# [Code that builds pages]
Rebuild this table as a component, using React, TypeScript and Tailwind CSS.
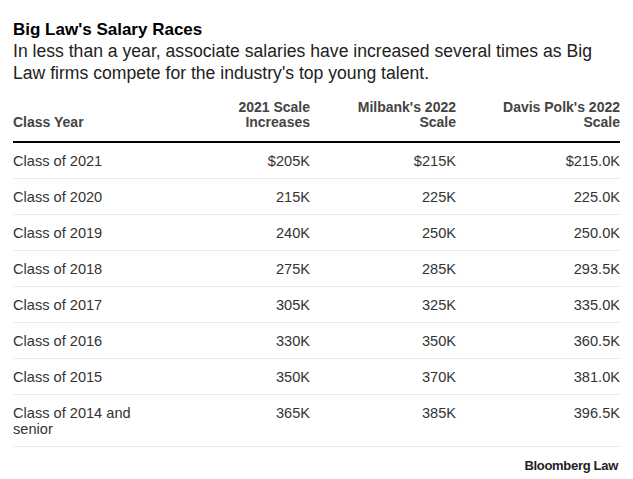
const rows = [
  ["Class of 2021", "$205K", "$215K", "$215.0K"],
  ["Class of 2020", "215K", "225K", "225.0K"],
  ["Class of 2019", "240K", "250K", "250.0K"],
  ["Class of 2018", "275K", "285K", "293.5K"],
  ["Class of 2017", "305K", "325K", "335.0K"],
  ["Class of 2016", "330K", "350K", "360.5K"],
  ["Class of 2015", "350K", "370K", "381.0K"],
  ["Class of 2014 and senior", "365K", "385K", "396.5K"],
];

export default function App() {
  return (
    <div className="w-[633px] h-[479px] bg-white px-[13px] pt-[19px] font-['Liberation_Sans',Arial,sans-serif]">
      <h1 className="text-[17px] leading-[21px] font-bold text-black">Big Law's Salary Races</h1>
      <p className="text-[17.6px] leading-[22px] text-[#222]">
        In less than a year, associate salaries have increased several times as Big Law firms compete for
        the industry's top young talent.
      </p>

      <div className="mt-[16px] w-[607px]">
        {/* Header */}
        <div className="grid grid-cols-[180px_117px_146px_164px] items-end text-[14px] leading-[15px] font-bold text-[#444] pb-[11px] border-b-2 border-black">
          <div>Class Year</div>
          <div className="text-right">
            2021 Scale
            <br />
            Increases
          </div>
          <div className="text-right">
            Milbank's 2022
            <br />
            Scale
          </div>
          <div className="text-right">
            Davis Polk's 2022
            <br />
            Scale
          </div>
        </div>

        {/* Rows */}
        {rows.map((r) => (
          <div
            key={r[0]}
            className="grid grid-cols-[180px_117px_146px_164px] items-start text-[14.6px] leading-[16px] text-[#333] pt-[10px] pb-[9px] border-b border-[#ebebeb]"
          >
            <div className="pr-4">
              {r[0] === "Class of 2014 and senior" ? (
                <>
                  Class of 2014 and
                  <br />
                  senior
                </>
              ) : (
                r[0]
              )}
            </div>
            <div className="text-right">{r[1]}</div>
            <div className="text-right">{r[2]}</div>
            <div className="text-right">{r[3]}</div>
          </div>
        ))}

        <div className="flex justify-end pt-[11px] pr-[2px]">
          <span className="text-[13px] leading-[16px] font-bold tracking-[-0.3px] text-[#222]">Bloomberg Law</span>
        </div>
      </div>
    </div>
  );
}
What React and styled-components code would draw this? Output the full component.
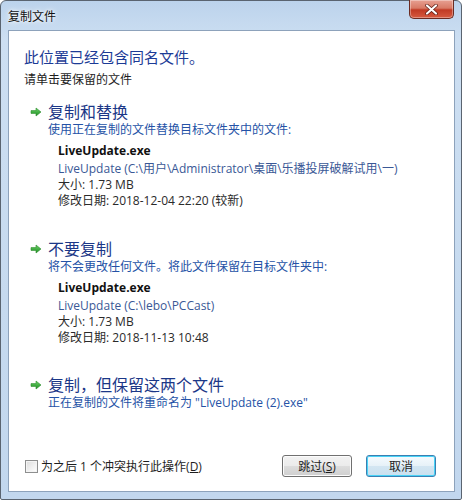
import React from 'react';
import styled, { createGlobalStyle } from 'styled-components';

const GlobalStyle = createGlobalStyle`
  html, body {
    margin: 0;
    padding: 0;
    background: #ffffff;
  }
  body {
    font-family: "Segoe UI", "Open Sans", "Noto Sans CJK SC", sans-serif;
    font-size: 12px;
    color: #1e1e1e;
  }
`;

const Window = styled.div`
  width: 462px;
  height: 500px;
  box-sizing: border-box;
  border: 1px solid #5a6470;
  border-radius: 6px 6px 2px 2px;
  background: linear-gradient(180deg, #bcd3ec 0%, #cddff2 8%, #c6daef 60%, #c2d7ee 100%);
  padding: 0 6px 7px 7px;
  display: flex;
  flex-direction: column;
`;

const TitleBar = styled.div`
  height: 29px;
  display: flex;
  justify-content: space-between;
  align-items: flex-start;
`;

const Title = styled.div`
  font-family: "Noto Sans CJK SC", sans-serif;
  font-size: 12px;
  line-height: 16px;
  color: #111;
  margin-top: 7px;
  text-shadow: 0 0 6px #ffffff, 0 0 3px #ffffff;
`;

const CloseButton = styled.div`
  width: 45px;
  height: 19px;
  margin-top: -1px;
  margin-right: 1px;
  box-sizing: border-box;
  border: 1px solid #6b2b22;
  border-top: none;
  border-radius: 0 0 5px 5px;
  background: linear-gradient(180deg, #e7a092 0%, #d87a66 45%, #c13a24 55%, #d65a40 100%);
  box-shadow: inset 0 0 0 1px rgba(255, 255, 255, 0.35);
  display: flex;
  align-items: center;
  justify-content: center;
`;

const Panel = styled.div`
  flex: 1;
  background: #ffffff;
  border: 1px solid #8da2bb;
  display: flex;
  flex-direction: column;
`;

const Body = styled.div`
  flex: 1;
  padding: 16px 16px 0 15px;
  display: flex;
  flex-direction: column;
`;

const Heading = styled.div`
  font-family: "Noto Sans CJK SC", sans-serif;
  font-size: 15px;
  line-height: 20px;
  color: #1c3b96;
`;

const Hint = styled.div`
  font-family: "Noto Sans CJK SC", sans-serif;
  font-size: 12px;
  line-height: 16px;
  margin-top: 4px;
  color: #1e1e1e;
`;

const Option = styled.div`
  display: flex;
  flex-direction: column;
  margin-top: ${(p) => p.$gap}px;
  padding-left: 24px;
  cursor: pointer;
`;

const OptionTitle = styled.div`
  position: relative;
  font-family: "Noto Sans CJK SC", sans-serif;
  font-size: 16px;
  line-height: 22px;
  color: #1b3787;
`;

const Arrow = styled.svg`
  position: absolute;
  left: -18px;
  top: 7px;
`;

const OptionNote = styled.div`
  font-size: 12px;
  line-height: 16px;
  color: #2452a6;
`;

const FileInfo = styled.div`
  display: flex;
  flex-direction: column;
  padding-left: 10px;
  margin-top: 4px;
`;

const FileName = styled.div`
  font-weight: 700;
  font-size: 12px;
  line-height: 18px;
  color: #111;
`;

const FilePath = styled.div`
  font-size: 12px;
  line-height: 17px;
  color: #3a5896;
  white-space: nowrap;
`;

const FileMeta = styled.div`
  font-size: 12px;
  line-height: 16px;
  color: #2a2a2a;
`;

const Footer = styled.div`
  height: 46px;
  display: flex;
  align-items: center;
  padding: 0 18px 2px 16px;
`;

const CheckLabel = styled.label`
  display: flex;
  align-items: center;
  gap: 3px;
  font-size: 12px;
  color: #1e1e1e;
  flex: 1;
`;

const CheckBox = styled.span`
  width: 11px;
  height: 11px;
  border: 1px solid #8e8f8f;
  background: linear-gradient(135deg, #dcdcdc 0%, #f2f2f2 60%, #ffffff 100%);
  box-shadow: inset 0 0 0 1px #f4f4f4;
`;

const Buttons = styled.div`
  display: flex;
  gap: 14px;
`;

const Button = styled.div`
  width: 70px;
  height: 22px;
  box-sizing: border-box;
  border-radius: 3px;
  border: 1px solid ${(p) => (p.$focused ? '#3c7fb1' : '#707070')};
  background: ${(p) =>
    p.$focused
      ? 'linear-gradient(180deg, #f6fbfe 0%, #e6f1f8 50%, #d3e6f2 51%, #c9e0ef 100%)'
      : 'linear-gradient(180deg, #f2f2f2 0%, #ebebeb 50%, #dddddd 51%, #cfcfcf 100%)'};
  box-shadow: inset 0 0 0 1px ${(p) => (p.$focused ? '#48d3f7' : '#fcfcfc')};
  display: flex;
  align-items: center;
  justify-content: center;
  font-size: 12px;
  color: #1e1e1e;
`;

const GreenArrow = () => (
  <Arrow width="12" height="10" viewBox="0 0 12 10">
    <defs>
      <linearGradient id="ga" x1="0" y1="0" x2="0" y2="1">
        <stop offset="0" stopColor="#6fd26a" />
        <stop offset="1" stopColor="#1c8f22" />
      </linearGradient>
    </defs>
    <path d="M1 3.6h5V1l5 4-5 4V6.4H1z" fill="url(#ga)" stroke="#2a8a2a" strokeWidth="0.6" />
  </Arrow>
);

const options = [
  {
    title: '复制和替换',
    note: '使用正在复制的文件替换目标文件夹中的文件:',
    gap: 13,
    file: {
      name: 'LiveUpdate.exe',
      path: 'LiveUpdate (C:\\用户\\Administrator\\桌面\\乐播投屏破解试用\\一)',
      size: '大小: 1.73 MB',
      date: '修改日期: 2018-12-04 22:20 (较新)',
    },
  },
  {
    title: '不要复制',
    note: '将不会更改任何文件。将此文件保留在目标文件夹中:',
    gap: 28,
    file: {
      name: 'LiveUpdate.exe',
      path: 'LiveUpdate (C:\\lebo\\PCCast)',
      size: '大小: 1.73 MB',
      date: '修改日期: 2018-11-13 10:48',
    },
  },
  {
    title: '复制，但保留这两个文件',
    note: '正在复制的文件将重命名为 "LiveUpdate (2).exe"',
    gap: 27,
  },
];

export default function App() {
  return (
    <>
      <GlobalStyle />
      <Window>
        <TitleBar>
          <Title>复制文件</Title>
          <CloseButton>
            <svg width="13" height="11" viewBox="0 0 13 11">
              <path
                d="M2 1.5l9 8M11 1.5l-9 8"
                stroke="#5a1a12"
                strokeWidth="3.6"
                strokeLinecap="round"
              />
              <path
                d="M2 1.5l9 8M11 1.5l-9 8"
                stroke="#ffffff"
                strokeWidth="2.2"
                strokeLinecap="round"
              />
            </svg>
          </CloseButton>
        </TitleBar>
        <Panel>
          <Body>
            <Heading>此位置已经包含同名文件。</Heading>
            <Hint>请单击要保留的文件</Hint>
            {options.map((o) => (
              <Option key={o.title} $gap={o.gap}>
                <OptionTitle>
                  <GreenArrow />
                  {o.title}
                </OptionTitle>
                <OptionNote>{o.note}</OptionNote>
                {o.file && (
                  <FileInfo>
                    <FileName>{o.file.name}</FileName>
                    <FilePath>{o.file.path}</FilePath>
                    <FileMeta>{o.file.size}</FileMeta>
                    <FileMeta>{o.file.date}</FileMeta>
                  </FileInfo>
                )}
              </Option>
            ))}
          </Body>
          <Footer>
            <CheckLabel>
              <CheckBox />
              <span>
                为之后 1 个冲突执行此操作(<u>D</u>)
              </span>
            </CheckLabel>
            <Buttons>
              <Button>
                <span>
                  跳过(<u>S</u>)
                </span>
              </Button>
              <Button $focused>取消</Button>
            </Buttons>
          </Footer>
        </Panel>
      </Window>
    </>
  );
}
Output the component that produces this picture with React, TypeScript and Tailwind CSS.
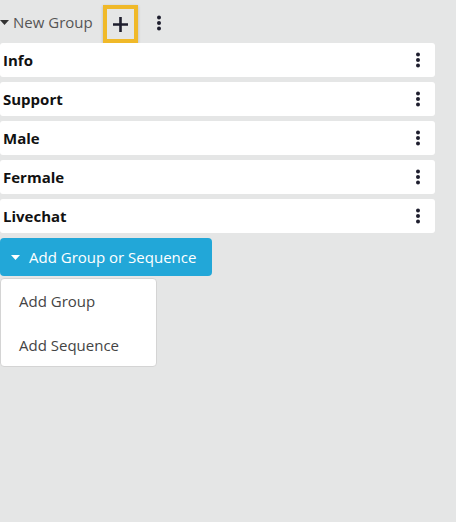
import React from 'react';

const groups = ['Info', 'Support', 'Male', 'Fermale', 'Livechat'];

function Kebab({ className = '' }: { className?: string }) {
  return (
    <svg width="6" height="16" viewBox="0 0 6 16" className={className}>
      <circle cx="3" cy="2.5" r="2" fill="currentColor" />
      <circle cx="3" cy="8" r="2" fill="currentColor" />
      <circle cx="3" cy="13.5" r="2" fill="currentColor" />
    </svg>
  );
}

function Caret({ className = '' }: { className?: string }) {
  return (
    <svg width="9" height="5" viewBox="0 0 9 5" className={className}>
      <path d="M0 0h9L4.5 5z" fill="currentColor" />
    </svg>
  );
}

export default function App() {
  return (
    <div
      className="w-[456px] h-[522px] bg-[#e5e6e6] overflow-hidden"
      style={{ fontFamily: '"Open Sans", "Segoe UI", sans-serif' }}
    >
      <div className="flex items-center h-[43px] pt-[2px]">
        <Caret className="text-[#333]" />
        <span className="ml-[4px] text-[15px] text-[#555]">New Group</span>
        <button className="ml-[10px] self-end w-[35px] h-[38px] border-[4px] border-[#f0b929] flex items-center justify-center shadow-[0_1px_3px_rgba(0,0,0,0.2)]">
          <svg width="15" height="15" viewBox="0 0 15 15">
            <path d="M7.5 0v15M0 7.5h15" stroke="#1e1e2e" strokeWidth="2.6" />
          </svg>
        </button>
        <Kebab className="ml-[18px] text-[#1e1e2e]" />
      </div>

      <div className="flex flex-col gap-[5px] w-[435px]">
        {groups.map((g) => (
          <div key={g} className="h-[34px] bg-white rounded-[3px] flex items-center justify-between pl-[3px] pr-[14px]">
            <span className="text-[15px] font-bold text-[#111]">{g}</span>
            <Kebab className="text-[#1e1e2e]" />
          </div>
        ))}
      </div>

      <button className="mt-[5px] h-[38px] w-[212px] bg-[#22a7d8] rounded-[4px] flex items-center text-white text-[15px]">
        <Caret className="ml-[11px] text-white" />
        <span className="ml-[9px]">Add Group or Sequence</span>
      </button>

      <div className="mt-[2px] w-[157px] h-[89px] bg-white border border-[#d4d4d4] rounded-[4px] flex flex-col justify-center gap-[22px] pl-[18px] text-[15px] text-[#444]">
        <span className="leading-[22px]">Add Group</span>
        <span className="leading-[22px]">Add Sequence</span>
      </div>
    </div>
  );
}
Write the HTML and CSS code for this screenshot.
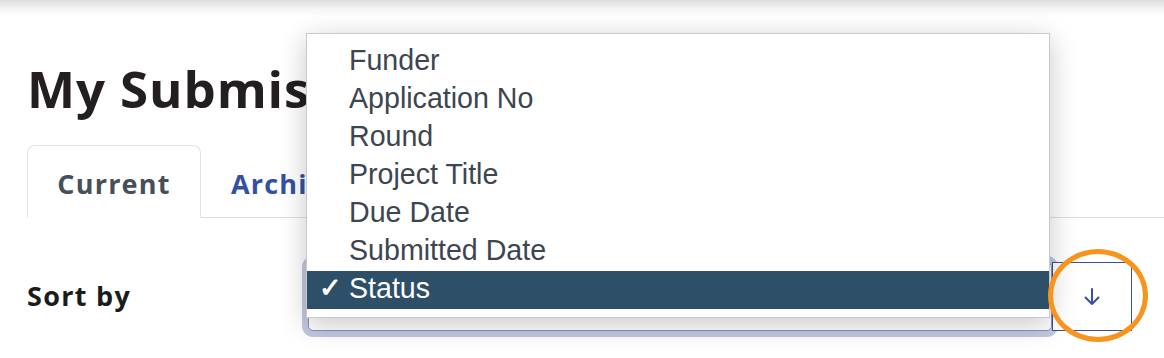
FILE: index.html
```html
<!DOCTYPE html>
<html lang="en">
<head>
<meta charset="utf-8">
<title>My Submissions</title>
<link rel="stylesheet" href="styles.css">
</head>
<body>
<div class="topshade"></div>
<main class="page">
  <h1 class="title">My Submissions</h1>
  <nav class="tabs">
    <a class="tab active">Current</a>
    <a class="tab">Archived</a>
  </nav>
  <div class="sortrow">
    <label class="sortlabel">Sort by</label>
    <div class="selectwrap"><div class="select"></div></div>
    <button class="dirbtn" aria-label="Sort direction">
      <svg width="18" height="20" viewBox="0 0 18 20" fill="none" stroke="#3a4fa0" stroke-width="2" stroke-linecap="round" stroke-linejoin="round"><path d="M9 2v15M2.5 10.5L9 17l6.5-6.5"/></svg>
    </button>
  </div>
</main>
<ul class="menu">
  <li>Funder</li>
  <li>Application No</li>
  <li>Round</li>
  <li>Project Title</li>
  <li>Due Date</li>
  <li>Submitted Date</li>
  <li class="selected"><span class="check">✓</span>Status</li>
</ul>
<div class="highlight-ring"></div>
</body>
</html>
```
FILE: styles.css
```css
html, body {
  margin: 0;
  padding: 0;
  background: #fff;
}
body {
  width: 1164px;
  height: 358px;
  overflow: hidden;
  position: relative;
  font-family: "Open Sans", "Liberation Sans", sans-serif;
}
.topshade {
  height: 16px;
  background: linear-gradient(to bottom, #dcdcdc 0%, #f3f3f3 50%, #ffffff 100%);
}
.page {
  padding: 0 0 0 27px;
}
.title {
  margin: 37px 0 0 0;
  font-size: 51px;
  line-height: 70px;
  font-weight: 700;
  color: #231f20;
  letter-spacing: 0.9px;
}
.tabs {
  display: flex;
  margin-top: 22px;
  border-bottom: 1px solid #d9dde5;
  height: 72px;
}
.tab {
  display: flex;
  align-items: center;
  padding: 4px 30px 0 30px;
  font-size: 27px;
  font-weight: 700;
  letter-spacing: 1.2px;
  color: #3450a4;
  height: 72px;
  box-sizing: border-box;
}
.tab.active {
  color: #464f5a;
  border: 1px solid #dfe2e8;
  border-bottom: 1px solid #fff;
  border-radius: 8px 8px 0 0;
  background: #fff;
  height: 73px;
  width: 174px;
  justify-content: center;
  padding: 4px 0 0 0;
}
.sortrow {
  display: flex;
  align-items: center;
  margin-top: 44px;
  height: 69px;
}
.sortlabel {
  font-size: 27px;
  font-weight: 700;
  letter-spacing: 1.3px;
  color: #1b1b1b;
  width: 281px;
  padding-bottom: 2px;
}
.selectwrap {
  flex: 1;
  height: 69px;
  position: relative;
}
.select {
  height: 67px;
  border: 1px solid #8590c4;
  border-radius: 5px;
  box-shadow: 0 0 0 6px #c3c8df;
  background: #fff;
}
.dirbtn {
  width: 80px;
  height: 69px;
  margin-right: 32px;
  border: 1px solid #3a4fa0;
  background: #fff;
  display: flex;
  align-items: center;
  justify-content: center;
  padding: 0;
  position: relative;
}
.menu {
  position: absolute;
  left: 306px;
  top: 33px;
  width: 744px;
  margin: 0;
  padding: 9px 0 8px 0;
  list-style: none;
  background: #fff;
  border: 1px solid #c9c9c9;
  box-sizing: border-box;
  box-shadow: 0 6px 26px rgba(0, 0, 0, 0.22);
  font-family: "Liberation Sans", Arial, sans-serif;
  font-size: 28.6px;
  color: #3d4550;
}
.menu li {
  height: 34px;
  line-height: 34px;
  padding: 0 0 4px 42px;
  position: relative;
}
.menu li.selected {
  background: #2d4f68;
  color: #fff;
}
.check {
  position: absolute;
  left: 12px;
  top: 0;
  font-size: 27px;
  font-weight: 700;
}
.highlight-ring {
  position: absolute;
  left: 1048px;
  top: 249px;
  width: 100px;
  height: 93px;
  box-sizing: border-box;
  border: 5px solid #f7941d;
  border-radius: 50%;
}
```
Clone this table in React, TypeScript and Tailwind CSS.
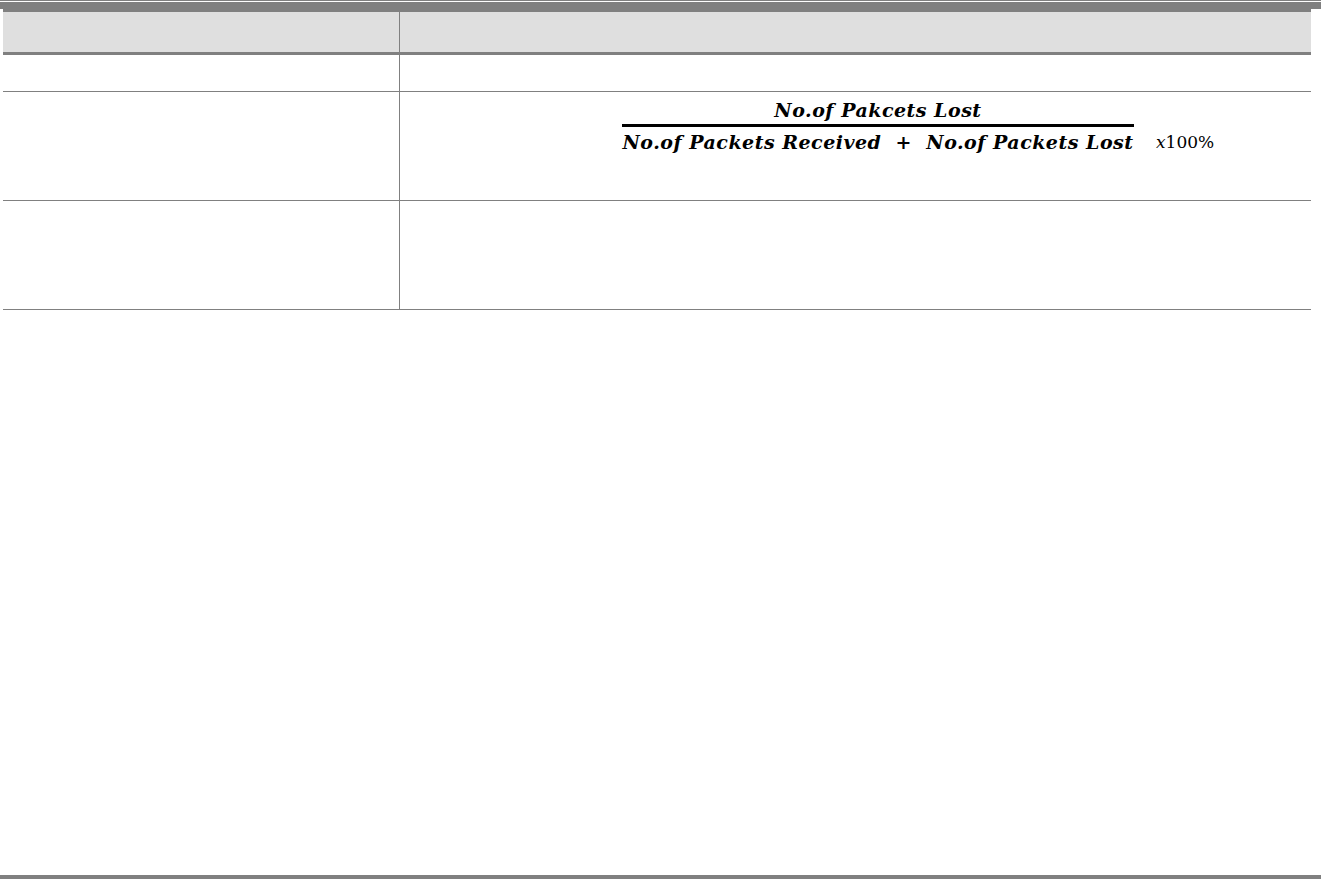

# [What the task requires]
Restate word for word the lines that begin at the one with "Output the component" and end at the one with "['Info', 'Support', 'Male', 'Fermale', 'Livechat'];", including both, and leave every picture aside.

# [Full output]
Output the component that produces this picture with React, TypeScript and Tailwind CSS.
import React from 'react';

const groups = ['Info', 'Support', 'Male', 'Fermale', 'Livechat'];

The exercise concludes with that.